Tuesday, 5 July 2011

The tricky first line....

Between Heather's post on first chapters and Janet's challenge regarding gripping first lines, I've been noticing first lines recently.

I was surprised to see that many of my favorite books begin with a first line that focuses on character, relationships, or theme, rather than on action.

Many start by setting up the voice of the narrator. Most of the Nero Wolfe books do this, beginning with Archie's voice, often relating something about the dynamics of the household or about his relationship with Wolfe. (For instance in Fer-de-lance Archie gripes about how is is often the one being sent on errands, in Prisoner's Base he relates his latest ploy to aggravate Wolfe into action, in The Rubber Band we see him hassling Wolfe...) One of the most enjoyable elements in Stout's books is the relationship between Wolfe and Archie, and in one way or another many of the books start with a focus on that relationship.

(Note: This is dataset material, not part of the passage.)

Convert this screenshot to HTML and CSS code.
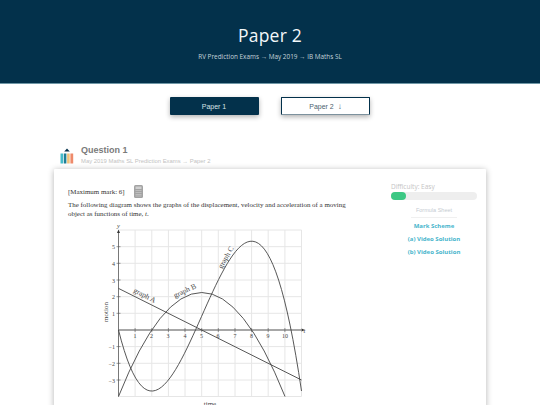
FILE: index.html
```html
<!DOCTYPE html>
<html lang="en">
<head>
<meta charset="utf-8">
<title>Paper 2</title>
<link rel="stylesheet" href="styles.css">
</head>
<body>
<header class="hero">
  <h1 class="hero-title">Paper 2</h1>
  <p class="hero-crumbs">RV Prediction Exams → May 2019 → IB Maths SL</p>
</header>
<nav class="tabs">
  <a class="tab tab-dark">Paper 1</a>
  <a class="tab tab-light">Paper 2 <span class="tab-arrow">↓</span></a>
</nav>
<section class="question-head">
  <svg class="q-icon" viewBox="0 0 14 17" width="14" height="17">
    <path d="M4.2 4.4 7 1.6l2.8 2.8z" fill="#03314b"/>
    <rect x="0.5" y="6.5" width="2.6" height="10" fill="#45bcc9"/>
    <rect x="3.8" y="6.5" width="2.6" height="10" fill="#1f7f95"/>
    <rect x="7.1" y="6.5" width="2.6" height="10" fill="#f0c27a"/>
    <rect x="10.4" y="6.5" width="2.8" height="10" fill="#ee8a6a"/>
  </svg>
  <div>
    <h2 class="q-title">Question 1</h2>
    <p class="q-sub">May 2019 Maths SL Prediction Exams → Paper 2</p>
  </div>
</section>
<main class="card">
  <div class="q-body">
    <div class="marks">
      <span>[Maximum mark: 6]</span>
      <svg class="calc" viewBox="0 0 9 13" width="9" height="13">
        <rect width="9" height="13" rx="1.5" fill="#a3a3a3"/>
        <rect x="1.5" y="1.5" width="6" height="2.5" fill="#d0d0d0"/>
        <path d="M1.5 5.5h6M1.5 7.5h6M1.5 9.5h6M1.5 11h6" stroke="#c4c4c4" stroke-width=".8"/>
      </svg>
    </div>
    <p class="prompt">The following diagram shows the graphs of the displacement, velocity and acceleration of a moving object as functions of time, <i>t</i>.</p>
    <svg class="graph" viewBox="100 220 215 190" width="215" height="190">
      <g stroke="#e6e6e6" stroke-width="1" fill="none">
        <path d="M135.1 230V396.5M151.8 230V396.5M168.4 230V396.5M185 230V396.5M201.7 230V396.5M218.3 230V396.5M235 230V396.5M251.6 230V396.5M268.2 230V396.5M284.9 230V396.5M301.5 230V396.5"/>
        <path d="M118.5 230H301.5M118.5 246.7H301.5M118.5 263.3H301.5M118.5 280H301.5M118.5 296.7H301.5M118.5 313.3H301.5M118.5 346.6H301.5M118.5 363.3H301.5M118.5 380H301.5M118.5 396.5H301.5"/>
      </g>
      <path d="M118.5 330H301" stroke="#8a8a8a" stroke-width="1.3"/>
      <path d="M118.5 396.5V232" stroke="#555" stroke-width=".8"/>
      <path d="M118.5 229.5l-1.5 3.5h3zM305 330l-3.5-1.5v3z" fill="#333"/>
      <path d="M135.1 328v4M151.8 328v4M168.4 328v4M185 328v4M201.7 328v4M218.3 328v4M235 328v4M251.6 328v4M268.2 328v4M284.9 328v4M116.5 246.7h4M116.5 263.3h4M116.5 280h4M116.5 296.7h4M116.5 313.3h4M116.5 346.6h4M116.5 363.3h4M116.5 380h4" stroke="#555" stroke-width=".6"/>
      <g fill="none" stroke="#444" stroke-width=".9">
        <path d="M118.5 288.4L301.5 380"/>
        <path d="M118.5 396.5Q201.7 188.5 285 396.5"/>
        <path d="M118.5 330C179.5 574.2 240.5 -21 301.5 391"/>
      </g>
      <g class="axis-num" text-anchor="middle">
        <text x="135" y="337.5">1</text><text x="151.5" y="337.5">2</text><text x="168" y="337.5">3</text><text x="185" y="337.5">4</text><text x="201.5" y="337.5">5</text><text x="218" y="337.5">6</text><text x="235" y="337.5">7</text><text x="251.5" y="337.5">8</text><text x="268" y="337.5">9</text><text x="285" y="337.5">10</text>
      </g>
      <g class="axis-num" text-anchor="end">
        <text x="115" y="249">5</text><text x="115" y="266">4</text><text x="115" y="282.5">3</text><text x="115" y="299">2</text><text x="115" y="316">1</text><text x="115" y="349">−1</text><text x="115" y="366">−2</text><text x="115" y="382.5">−3</text>
      </g>
      <text class="axis-var" x="117" y="228">y</text>
      <text class="axis-var" x="303.5" y="332.5">t</text>
      <text class="axis-label" transform="translate(108 330) rotate(-90)" text-anchor="middle" x="18">motion</text>
      <text class="axis-label" x="210" y="405.5" text-anchor="middle">time</text>
      <text class="curve-label" transform="translate(133 292) rotate(27)">graph A</text>
      <text class="curve-label" transform="translate(175 298) rotate(-25)">graph B</text>
      <text class="curve-label" transform="translate(222 269) rotate(-60)">graph C</text>
    </svg>
  </div>
  <aside class="side">
    <div class="diff-label">Difficulty: Easy</div>
    <div class="diff-track"><div class="diff-fill"></div></div>
    <div class="side-links">
      <a class="formula">Formula Sheet</a>
      <a class="link">Mark Scheme</a>
      <a class="link">(a) Video Solution</a>
      <a class="link">(b) Video Solution</a>
    </div>
  </aside>
</main>
</body>
</html>
```
FILE: styles.css
```css
* { box-sizing: border-box; }
html, body { margin: 0; height: 405px; overflow: hidden; }
body { background: #fff; font-family: "Liberation Sans", sans-serif; }
.hero {
  height: 84px;
  background: #03314b;
  border-bottom: 1px solid #6f97a6;
  display: flex;
  flex-direction: column;
  align-items: center;
  padding-top: 23px;
}
.hero-title {
  margin: 0;
  font: 500 17.5px/24px "Open Sans", sans-serif;
  color: #f3f8fa;
  letter-spacing: .2px;
}
.hero-crumbs {
  margin: 5px 0 0;
  font: 400 6.4px/10px "Open Sans", sans-serif;
  color: #c3d3da;
}
.tabs { display: flex; justify-content: center; gap: 22px; padding-top: 13px; }
.tab {
  width: 89px;
  height: 18px;
  display: flex;
  align-items: center;
  justify-content: center;
  gap: 4px;
  font-size: 7px;
  border-radius: 1px;
  box-shadow: 0 2px 5px rgba(0, 0, 0, .3);
}
.tab-dark { background: #03314b; color: #d5e1e6; padding-right: 1px; }
.tab-light { background: #fff; color: #4d626f; border: 1px solid #03314b; border-bottom-color: #7d929e; }
.tab-arrow { font-size: 8px; }
.question-head { display: flex; gap: 7px; align-items: flex-start; margin: 29px 0 0 60px; }
.q-icon { margin-top: 3px; }
.q-title { margin: 0; font-size: 9px; line-height: 12px; color: #7a7a7a; }
.q-sub { margin: 1px 0 0; font-size: 5.9px; line-height: 9px; color: #c2c2c2; }
.card {
  margin: 3px 54px 0;
  width: 432px;
  height: 240px;
  display: flex;
  justify-content: space-between;
  background: #fff;
  border-radius: 1px;
  box-shadow: 0 1px 6px rgba(0, 0, 0, .3);
  padding: 13px 9px 0 14px;
}
.q-body { width: 290px; padding-top: 3px; font-family: "Liberation Serif", serif; font-size: 6.95px; color: #333; }
.marks { display: flex; align-items: center; gap: 9px; height: 13px; }
.prompt { margin: 3px 0 0; line-height: 8.5px; width: 280px; }
.graph { display: block; margin: 2px 0 0 32px; overflow: visible; }
.axis-num { font: 6px "Liberation Serif", serif; fill: #444; }
.axis-var { font: italic 6.5px "Liberation Serif", serif; fill: #444; }
.axis-label { font: 7px "Liberation Serif", serif; fill: #444; }
.curve-label { font: 7.5px "Liberation Serif", serif; fill: #444; }
.side { width: 86px; font-family: "Open Sans", sans-serif; }
.diff-label { font-size: 6.5px; line-height: 9px; color: #c4c4c4; }
.diff-track { height: 8px; margin-top: 1px; border-radius: 4px; background: #eeeeee; }
.diff-fill { width: 15px; height: 8px; border-radius: 4px; background: #3cc884; }
.side-links { display: flex; flex-direction: column; align-items: center; }
.formula { margin-top: 6px; padding: 0 0 3px; width: 46px; white-space: nowrap; font: 5.5px/8px "Liberation Sans", sans-serif; color: #c5cbd2; border-bottom: 1px solid #f0f0f0; text-align: center; }
.link { margin-top: 5px; font-weight: 700; font-size: 6px; line-height: 8px; color: #47b5cc; }
.formula + .link { margin-top: 4px; }
```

Another example of starting with the narrator's voice: Amelia Peabody in The Mummy Case:
"I never meant to marry. In my opinion, a woman born in the last half of the nineteenth century of the Christian era suffered from enough disadvantages without willfully embracing another."

Can't you just hear her?


  1. The first book in the series, Crocodile on the Sandbank begins with:

    When I first set eyes on Evelyn Barton-Forbes she was walking the streets of Rome –

    (I am informed, by the self-appointed Critic who reads over my shoulder as I write, that I have already committed an error. If those seemingly simple English words do indeed imply that which I am told they imply to the vulgar, I must in justice to Evelyn find other phrasing.)

    Fantastic, and it captures Amelia's innocence (appropriate for a woman at that time and also somewhat debilitating...) as well as making you wonder about the critic.

  2. One of my all time faves isn't a mystery:
    "It is a truth universally acknowledged, that a single man in possession of a good fortune must be in want of a wife."